Petrus menerangkan, pada 2017, terdakwa Oey Natjiee Nio alias Natauw sengaja memakai surat yang dipalsukan seolah-olah benar dan tidak palsu berupa girik dan akta jual beli dan lain-lain. Warga Kelurahan Tanjung Pasir, Kecamatan Teluk Naga, Tangerang ini pun berhasil mendapatkan SHGB. Ia lalu menjual tanah dengan SHGB itu kepada pengembang dan pihak ketiga lainnya.

Terdakwa, jelas dia, menjual tanah milik Hagus Gunawan kepada pengembang pada 2017 seluas kurang lebih 62.767 meter persegi. Namun, semua dokumen girik, AJB dan PM1 yang digunakan untuk penerbitan sertifikat HGB atas nama Oey Natjiee Nio tidak ditemukan arsipnya di Kantor Desa dan Camat, sehingga diduga sebagai palsu.

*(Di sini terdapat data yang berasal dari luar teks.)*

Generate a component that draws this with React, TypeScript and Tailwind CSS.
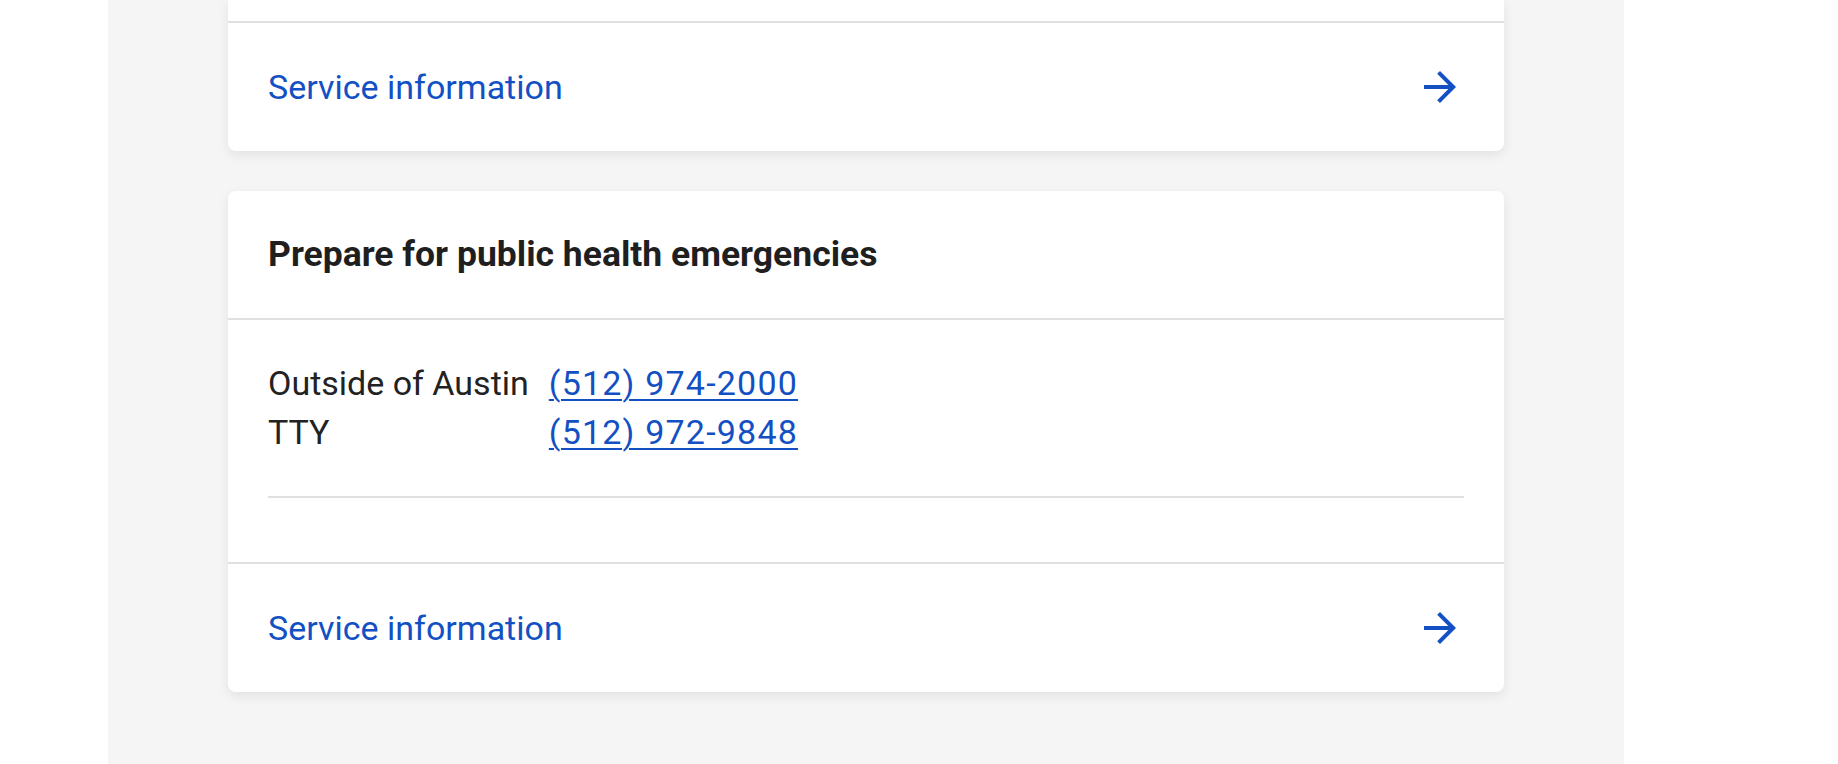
const font = { fontFamily: "Roboto, 'Noto Sans', sans-serif" };

function ArrowRight() {
  return (
    <svg viewBox="0 0 24 24" className="w-[48px] h-[48px] shrink-0" fill="#1350c3" aria-hidden>
      <path d="M12 4l-1.41 1.41L16.17 11H4v2h12.17l-5.58 5.59L12 20l8-8z" />
    </svg>
  )
}

function ServiceLink() {
  return (
    <a
      href="#"
      className="h-[128px] px-[40px] flex items-center justify-between text-[#1350c3] text-[34px] leading-none"
    >
      <span>Service information</span>
      <ArrowRight />
    </a>
  )
}

export default function App() {
  return (
    <div className="w-full h-[764px] bg-white overflow-hidden flex" style={font}>
      <main className="ml-[108px] w-[1516px] h-full bg-[#f5f5f5] px-[120px]">
        <div className="flex flex-col gap-[40px]">
          {/* Card cut off by the top edge */}
          <section className="bg-white rounded-b-lg shadow-[0_4px_12px_rgba(0,0,0,0.08)]">
            <div className="h-[23px] border-b-2 border-[#e0e0e0]" />
            <ServiceLink />
          </section>

          {/* Emergencies card */}
          <section className="bg-white rounded-lg shadow-[0_4px_12px_rgba(0,0,0,0.08)]">
            <div className="h-[129px] px-[40px] flex items-center border-b-2 border-[#e0e0e0]">
              <h2 className="text-[35.5px] font-bold text-[#1f1f1f]">
                Prepare for public health emergencies
              </h2>
            </div>
            <div className="px-[40px] pt-[39px] pb-[64px] border-b-2 border-[#e0e0e0]">
              <table className="text-[34px] leading-[49px] text-[#222]">
                <tbody>
                  <tr>
                    <td className="pr-[20px]">Outside of Austin</td>
                    <td>
                      <a href="#" className="text-[#1350c3] tracking-[1.2px] underline decoration-2 underline-offset-4">
                        (512) 974-2000
                      </a>
                    </td>
                  </tr>
                  <tr>
                    <td className="pr-[20px]">TTY</td>
                    <td>
                      <a href="#" className="text-[#1350c3] tracking-[1.2px] underline decoration-2 underline-offset-4">
                        (512) 972-9848
                      </a>
                    </td>
                  </tr>
                </tbody>
              </table>
              <div className="mt-[39px] border-b-2 border-[#e0e0e0]" />
            </div>
            <ServiceLink />
          </section>
        </div>
      </main>
    </div>
  )
}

Hagus dan adik-adiknya pun melaporkan dugaan pemalsuan ini ke polisi hingga Oey Natjiee Nio berstatus terdakwa di Pengadilan Negeri Tangerang.

"Selama persidangan Pengadilan Negeri Tangerang, Tim Advokasi dan Bantuan Hukum RKN akan mengawal dan memantau persidangan perkara dimaksud, karena pihak-pihak tertentu sudah membangun isu bahwa para oknum hakim dan jaksa sedang ditawari duit miliaran rupiah untuk menlindungi kepentingan pengembang," katanya.